All three movements are delightful; but the finale, a prelude and fugue, is particularly splendid, and brings some stunning playing from the RNCM musicians, especially in the fugue, with its jagged subject. Again the soloists distinguish themselves, with Sam Brough characterising his bassoon cadenza strongly, and Amy Roberts’ oboe tone shining throughout.

The title of the next piece, Rodrigo’s ‘Adagio’, is misleading; although it starts slowly, it has sections of tremendous vigour and impetus. The horn parts in the quick music prove a bridge too far for the young players – most professionals would be severely taxed by them – but the essential characteristic Spanish idiom still emerges strongly, and the work makes a powerful impact.
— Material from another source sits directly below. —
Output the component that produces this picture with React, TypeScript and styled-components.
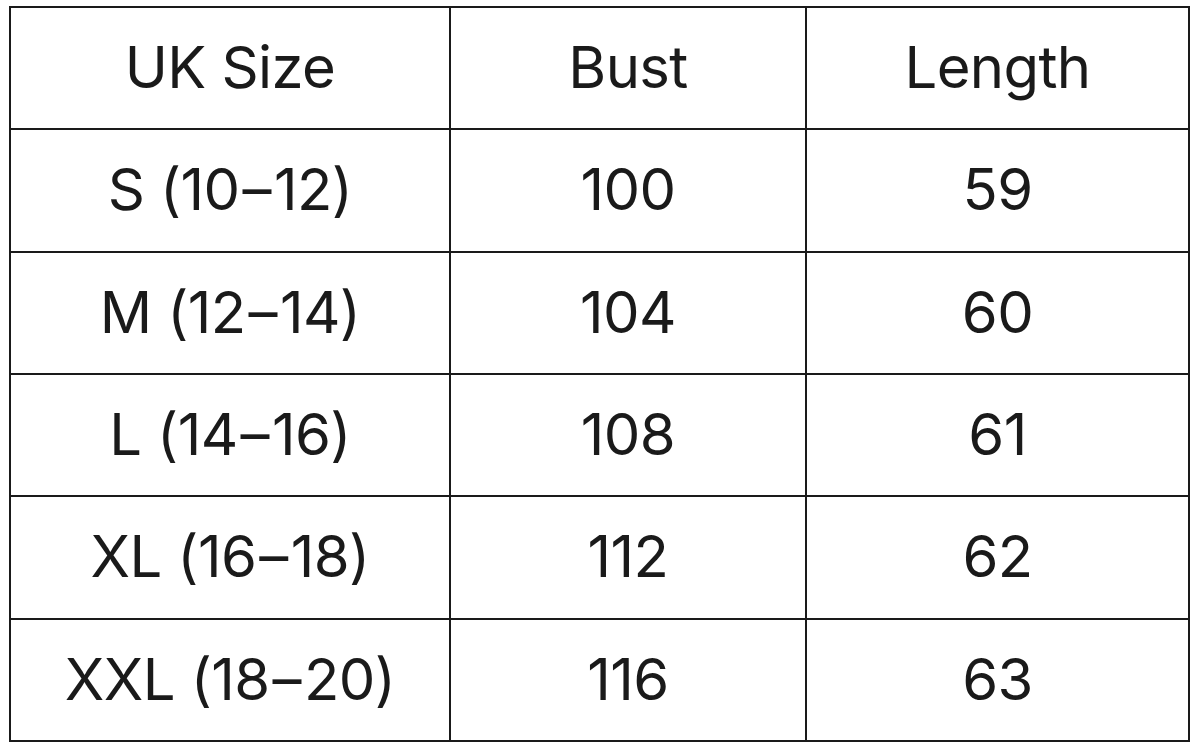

The Villa-Lobos piece that follows, the Fantasia em três movimentos of 1958 is the weightiest work in this collection. That’s’ not to say that this is ‘difficult’ music; the austerity of the opening Andante quasi Adagio is immediately offset by the quicksilver Allegretto scherzando that follows. The finale, a complex movement in several sections and tempi, brings a satisfying conclusion; this is music of real symphonic stature, and it’s very hard to understand why it was greeted with such apparent indifference in its first performance in Pittsburgh, such is the brilliance of Villa-Lobos’ command of this medium.

Carlos Chávez’ gloriously witty suite Chapultepec (named after the central park in Mexico City) is an utter treat to complete this fine disc. It consists of arrangements of music well-known to Chávez’ compatriots; a march – I believe ‘toe-tapping’ is the description I am straining for – by Codina; then a lachrymose waltz by Campodónico (Mexican waltz-maestro) with the RNCM trumpeters weeping through their instruments; and a final popular marching song of the Mexican Revolution. Written in 1935, this is hugely entertaining stuff, imbued with the same spirit that you find in Les Six or the works of the young Shostakovich.

Congratulations to all involved in this superb and enterprising issue, perhaps most of all to the brilliant young musicians of the RNCM. Manchester rules!